Show every line that has the string "with" in it.

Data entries
··········

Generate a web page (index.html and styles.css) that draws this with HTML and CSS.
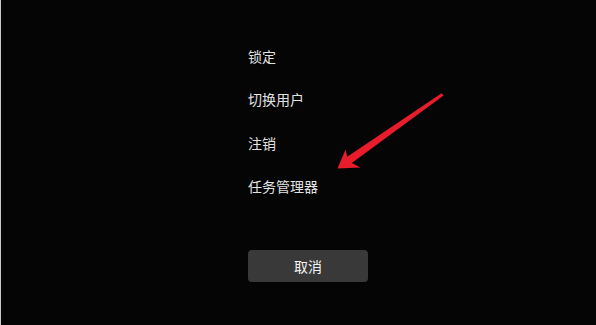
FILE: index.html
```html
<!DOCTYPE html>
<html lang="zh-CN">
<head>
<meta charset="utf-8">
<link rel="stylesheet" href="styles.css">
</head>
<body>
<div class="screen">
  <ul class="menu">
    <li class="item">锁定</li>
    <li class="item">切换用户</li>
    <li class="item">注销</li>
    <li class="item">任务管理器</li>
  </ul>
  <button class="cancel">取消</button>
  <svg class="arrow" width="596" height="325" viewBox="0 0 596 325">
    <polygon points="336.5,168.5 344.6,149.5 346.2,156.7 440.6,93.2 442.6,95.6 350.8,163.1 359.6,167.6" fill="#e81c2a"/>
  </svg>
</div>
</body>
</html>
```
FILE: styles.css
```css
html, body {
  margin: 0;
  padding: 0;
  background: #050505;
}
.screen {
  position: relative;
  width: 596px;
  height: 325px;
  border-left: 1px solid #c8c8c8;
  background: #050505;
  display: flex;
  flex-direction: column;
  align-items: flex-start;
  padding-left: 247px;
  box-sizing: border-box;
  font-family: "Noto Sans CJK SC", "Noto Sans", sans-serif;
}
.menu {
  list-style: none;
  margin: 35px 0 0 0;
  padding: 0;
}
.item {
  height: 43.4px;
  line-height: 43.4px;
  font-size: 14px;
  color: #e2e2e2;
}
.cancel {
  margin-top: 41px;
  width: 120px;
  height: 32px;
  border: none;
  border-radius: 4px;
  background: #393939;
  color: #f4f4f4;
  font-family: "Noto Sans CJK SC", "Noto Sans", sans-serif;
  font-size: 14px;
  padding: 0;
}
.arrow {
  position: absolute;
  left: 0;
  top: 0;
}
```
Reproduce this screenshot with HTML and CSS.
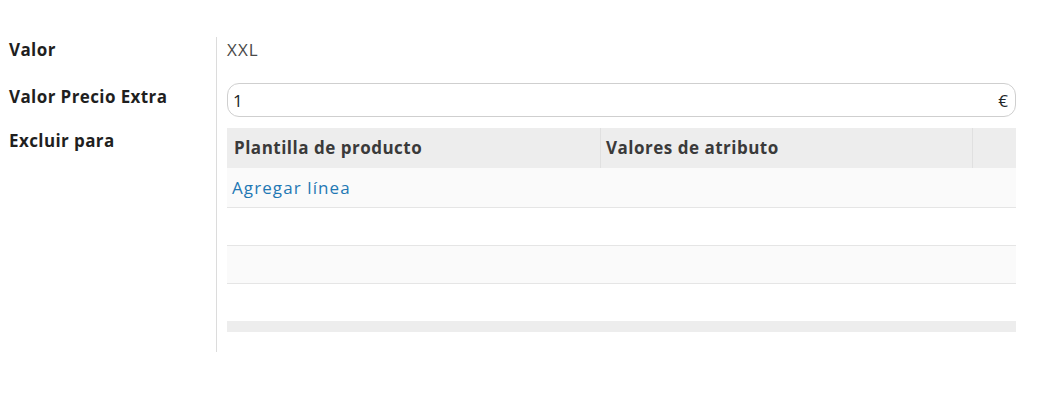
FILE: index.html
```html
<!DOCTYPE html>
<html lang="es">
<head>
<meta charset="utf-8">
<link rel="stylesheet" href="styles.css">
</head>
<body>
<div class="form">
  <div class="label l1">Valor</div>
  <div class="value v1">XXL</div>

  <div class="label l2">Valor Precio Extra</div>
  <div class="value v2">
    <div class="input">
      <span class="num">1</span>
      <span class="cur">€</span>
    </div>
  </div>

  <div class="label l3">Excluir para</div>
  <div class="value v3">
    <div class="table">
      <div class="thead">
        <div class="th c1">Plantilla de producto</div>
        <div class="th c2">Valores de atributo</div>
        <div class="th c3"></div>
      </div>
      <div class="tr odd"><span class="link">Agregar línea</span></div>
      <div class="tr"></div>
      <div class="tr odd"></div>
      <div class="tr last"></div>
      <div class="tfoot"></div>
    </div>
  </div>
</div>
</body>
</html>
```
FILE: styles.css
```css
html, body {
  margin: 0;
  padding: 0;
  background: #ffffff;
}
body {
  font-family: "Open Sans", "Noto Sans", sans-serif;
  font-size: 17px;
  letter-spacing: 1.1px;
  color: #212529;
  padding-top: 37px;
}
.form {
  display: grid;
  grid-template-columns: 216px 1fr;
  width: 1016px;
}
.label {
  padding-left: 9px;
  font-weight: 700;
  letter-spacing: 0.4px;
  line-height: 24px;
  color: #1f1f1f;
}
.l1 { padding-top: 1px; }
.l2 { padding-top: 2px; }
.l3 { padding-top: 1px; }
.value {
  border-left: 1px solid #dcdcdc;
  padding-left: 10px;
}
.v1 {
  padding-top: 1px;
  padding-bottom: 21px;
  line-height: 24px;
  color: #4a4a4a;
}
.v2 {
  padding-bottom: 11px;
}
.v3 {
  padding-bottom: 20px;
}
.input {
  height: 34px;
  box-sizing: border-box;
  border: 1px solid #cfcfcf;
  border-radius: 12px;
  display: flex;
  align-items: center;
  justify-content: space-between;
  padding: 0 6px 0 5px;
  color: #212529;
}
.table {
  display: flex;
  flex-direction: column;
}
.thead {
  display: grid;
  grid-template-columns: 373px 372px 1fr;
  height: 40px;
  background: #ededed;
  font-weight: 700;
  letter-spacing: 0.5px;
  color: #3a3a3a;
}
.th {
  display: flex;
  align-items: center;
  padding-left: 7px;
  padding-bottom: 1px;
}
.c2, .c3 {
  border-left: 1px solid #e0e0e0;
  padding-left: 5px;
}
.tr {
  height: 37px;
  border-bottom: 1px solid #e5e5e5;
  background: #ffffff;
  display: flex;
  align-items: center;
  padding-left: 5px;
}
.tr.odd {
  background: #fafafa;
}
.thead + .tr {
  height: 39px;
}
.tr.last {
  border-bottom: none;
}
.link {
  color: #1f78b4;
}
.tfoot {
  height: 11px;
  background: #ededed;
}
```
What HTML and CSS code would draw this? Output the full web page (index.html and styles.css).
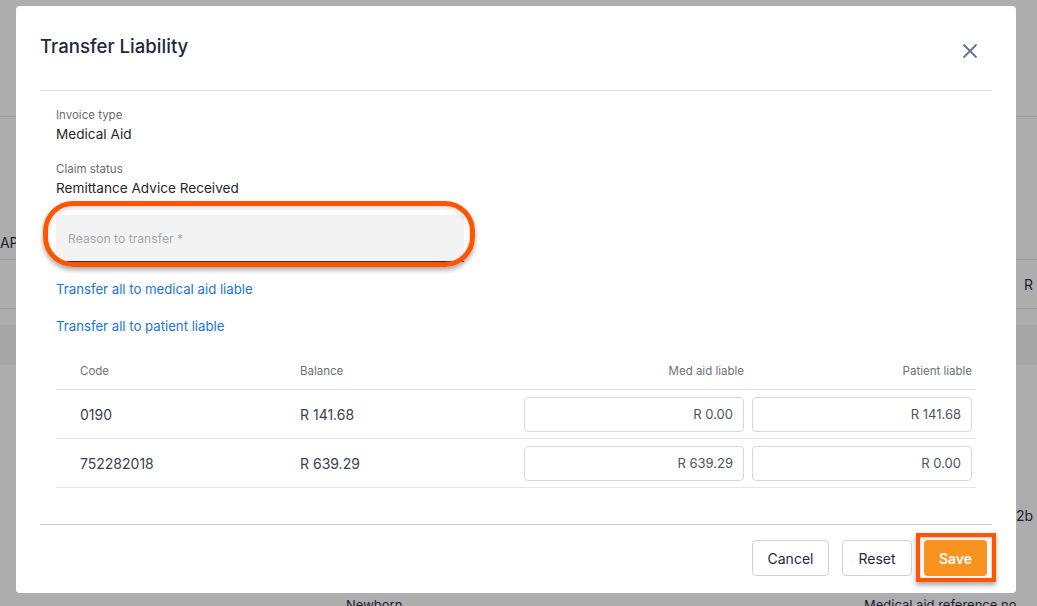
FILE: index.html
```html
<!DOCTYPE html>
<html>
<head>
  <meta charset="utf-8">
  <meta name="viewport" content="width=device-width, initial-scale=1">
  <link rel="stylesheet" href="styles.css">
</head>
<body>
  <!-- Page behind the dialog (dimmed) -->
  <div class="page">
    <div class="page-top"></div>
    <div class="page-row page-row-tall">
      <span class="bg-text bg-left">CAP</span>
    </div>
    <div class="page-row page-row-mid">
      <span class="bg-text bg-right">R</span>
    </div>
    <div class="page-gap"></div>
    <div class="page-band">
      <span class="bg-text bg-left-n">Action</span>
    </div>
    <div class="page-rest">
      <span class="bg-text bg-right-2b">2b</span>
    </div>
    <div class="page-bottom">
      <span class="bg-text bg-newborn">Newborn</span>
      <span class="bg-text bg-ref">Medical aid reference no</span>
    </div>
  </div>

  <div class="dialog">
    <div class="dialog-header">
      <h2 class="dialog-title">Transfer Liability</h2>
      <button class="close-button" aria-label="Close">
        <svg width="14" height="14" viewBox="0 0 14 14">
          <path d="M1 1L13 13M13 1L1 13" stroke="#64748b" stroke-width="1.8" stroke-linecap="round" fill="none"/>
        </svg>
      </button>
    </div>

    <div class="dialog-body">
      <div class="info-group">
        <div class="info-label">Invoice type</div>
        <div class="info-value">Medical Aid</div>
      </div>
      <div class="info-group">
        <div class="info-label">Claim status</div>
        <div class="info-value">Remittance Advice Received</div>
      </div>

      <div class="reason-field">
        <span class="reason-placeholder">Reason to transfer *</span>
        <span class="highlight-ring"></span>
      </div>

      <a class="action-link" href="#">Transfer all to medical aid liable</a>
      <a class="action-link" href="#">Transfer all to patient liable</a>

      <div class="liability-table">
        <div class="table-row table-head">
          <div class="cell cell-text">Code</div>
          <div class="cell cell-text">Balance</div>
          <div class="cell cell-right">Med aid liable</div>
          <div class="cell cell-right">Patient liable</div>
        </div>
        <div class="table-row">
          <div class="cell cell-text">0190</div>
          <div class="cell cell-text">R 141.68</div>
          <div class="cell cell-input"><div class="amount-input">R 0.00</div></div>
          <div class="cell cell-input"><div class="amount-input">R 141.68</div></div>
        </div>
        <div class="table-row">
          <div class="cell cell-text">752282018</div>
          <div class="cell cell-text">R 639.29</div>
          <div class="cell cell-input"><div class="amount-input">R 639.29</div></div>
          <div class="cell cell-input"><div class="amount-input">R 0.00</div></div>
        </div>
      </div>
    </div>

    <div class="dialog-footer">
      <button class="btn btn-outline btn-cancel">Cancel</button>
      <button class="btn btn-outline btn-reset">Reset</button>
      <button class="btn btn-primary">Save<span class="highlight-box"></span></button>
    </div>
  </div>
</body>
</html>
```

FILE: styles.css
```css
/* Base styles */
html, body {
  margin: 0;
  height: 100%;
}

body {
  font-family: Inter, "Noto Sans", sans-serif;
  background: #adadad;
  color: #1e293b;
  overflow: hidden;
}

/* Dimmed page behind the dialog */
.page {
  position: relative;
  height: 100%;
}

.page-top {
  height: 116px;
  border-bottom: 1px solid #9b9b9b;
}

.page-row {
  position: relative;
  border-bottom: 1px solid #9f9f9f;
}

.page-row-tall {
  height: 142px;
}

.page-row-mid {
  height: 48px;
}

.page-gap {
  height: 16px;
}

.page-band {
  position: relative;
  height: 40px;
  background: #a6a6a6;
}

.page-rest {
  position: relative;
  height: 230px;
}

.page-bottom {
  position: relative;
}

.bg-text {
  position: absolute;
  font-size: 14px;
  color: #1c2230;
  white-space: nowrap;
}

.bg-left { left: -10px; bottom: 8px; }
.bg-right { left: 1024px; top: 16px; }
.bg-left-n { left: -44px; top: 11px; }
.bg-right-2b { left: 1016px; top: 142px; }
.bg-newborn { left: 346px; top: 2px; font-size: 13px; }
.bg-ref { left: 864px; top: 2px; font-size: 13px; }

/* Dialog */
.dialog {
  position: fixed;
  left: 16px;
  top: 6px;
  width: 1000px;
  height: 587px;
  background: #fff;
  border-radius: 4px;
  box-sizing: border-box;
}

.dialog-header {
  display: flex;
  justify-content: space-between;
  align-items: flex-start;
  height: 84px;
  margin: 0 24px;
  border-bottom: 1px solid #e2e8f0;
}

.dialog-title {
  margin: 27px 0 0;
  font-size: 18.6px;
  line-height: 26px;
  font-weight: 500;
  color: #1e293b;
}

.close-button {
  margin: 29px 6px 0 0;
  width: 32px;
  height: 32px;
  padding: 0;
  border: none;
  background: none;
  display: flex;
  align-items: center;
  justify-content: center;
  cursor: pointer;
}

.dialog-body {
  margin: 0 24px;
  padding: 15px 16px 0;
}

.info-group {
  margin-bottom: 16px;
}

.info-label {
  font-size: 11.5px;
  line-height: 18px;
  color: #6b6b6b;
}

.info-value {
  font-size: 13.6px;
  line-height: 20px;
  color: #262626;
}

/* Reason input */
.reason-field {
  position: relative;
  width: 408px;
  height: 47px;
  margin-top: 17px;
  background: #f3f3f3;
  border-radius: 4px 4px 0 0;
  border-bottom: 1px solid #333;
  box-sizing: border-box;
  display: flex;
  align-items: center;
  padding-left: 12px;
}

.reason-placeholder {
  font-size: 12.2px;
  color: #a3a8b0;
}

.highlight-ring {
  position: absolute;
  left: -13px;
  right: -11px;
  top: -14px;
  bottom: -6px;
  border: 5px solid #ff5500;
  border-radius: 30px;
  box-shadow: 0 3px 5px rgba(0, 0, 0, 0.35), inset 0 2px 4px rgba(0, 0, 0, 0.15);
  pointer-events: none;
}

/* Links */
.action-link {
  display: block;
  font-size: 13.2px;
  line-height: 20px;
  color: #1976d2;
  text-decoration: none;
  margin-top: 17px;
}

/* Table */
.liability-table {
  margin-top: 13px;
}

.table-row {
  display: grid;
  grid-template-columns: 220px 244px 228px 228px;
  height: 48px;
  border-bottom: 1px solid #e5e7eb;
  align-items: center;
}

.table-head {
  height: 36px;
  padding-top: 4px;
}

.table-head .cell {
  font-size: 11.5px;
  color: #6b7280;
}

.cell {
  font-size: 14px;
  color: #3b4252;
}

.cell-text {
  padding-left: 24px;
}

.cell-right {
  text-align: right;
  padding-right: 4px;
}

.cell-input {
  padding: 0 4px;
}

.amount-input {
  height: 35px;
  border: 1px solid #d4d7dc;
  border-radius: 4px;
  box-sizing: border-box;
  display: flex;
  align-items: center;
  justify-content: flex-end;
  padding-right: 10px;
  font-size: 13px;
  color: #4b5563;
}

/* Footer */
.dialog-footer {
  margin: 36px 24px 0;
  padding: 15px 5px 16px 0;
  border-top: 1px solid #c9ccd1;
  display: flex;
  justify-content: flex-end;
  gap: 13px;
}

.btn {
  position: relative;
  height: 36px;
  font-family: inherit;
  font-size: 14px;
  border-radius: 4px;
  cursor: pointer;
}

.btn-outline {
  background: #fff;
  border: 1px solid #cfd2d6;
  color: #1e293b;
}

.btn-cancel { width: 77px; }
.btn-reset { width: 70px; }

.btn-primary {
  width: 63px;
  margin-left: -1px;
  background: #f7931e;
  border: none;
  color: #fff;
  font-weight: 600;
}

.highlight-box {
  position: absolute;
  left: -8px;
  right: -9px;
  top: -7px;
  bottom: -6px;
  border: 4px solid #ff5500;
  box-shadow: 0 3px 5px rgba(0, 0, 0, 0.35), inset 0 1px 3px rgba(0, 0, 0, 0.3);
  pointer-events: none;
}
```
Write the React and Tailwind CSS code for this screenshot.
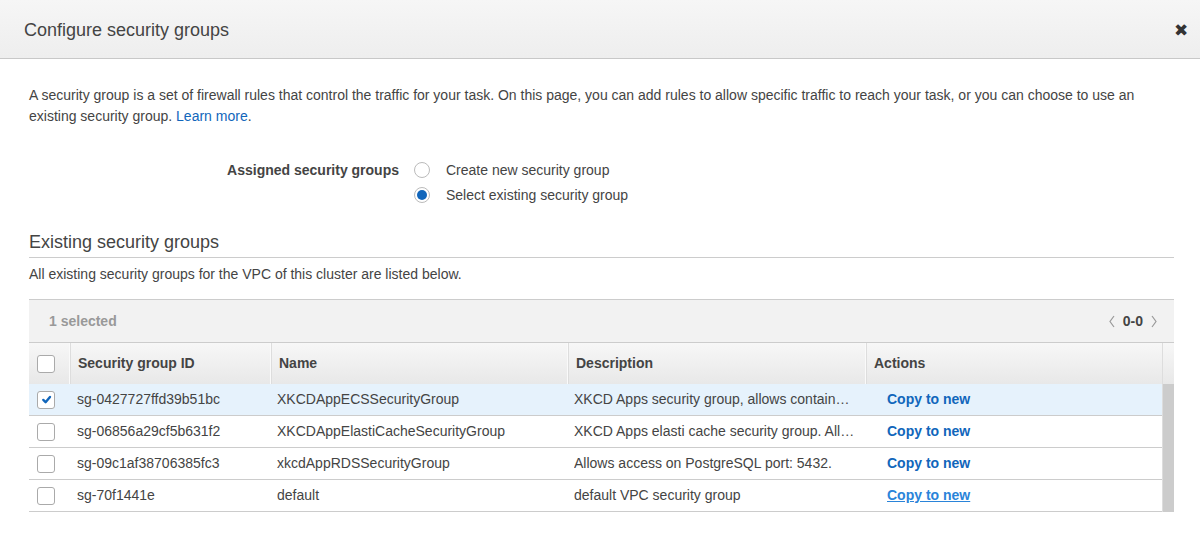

··········

Task response>
Generate a web page (index.html and styles.css) that draws this with HTML and CSS.
Reproduce this screenshot with HTML and CSS.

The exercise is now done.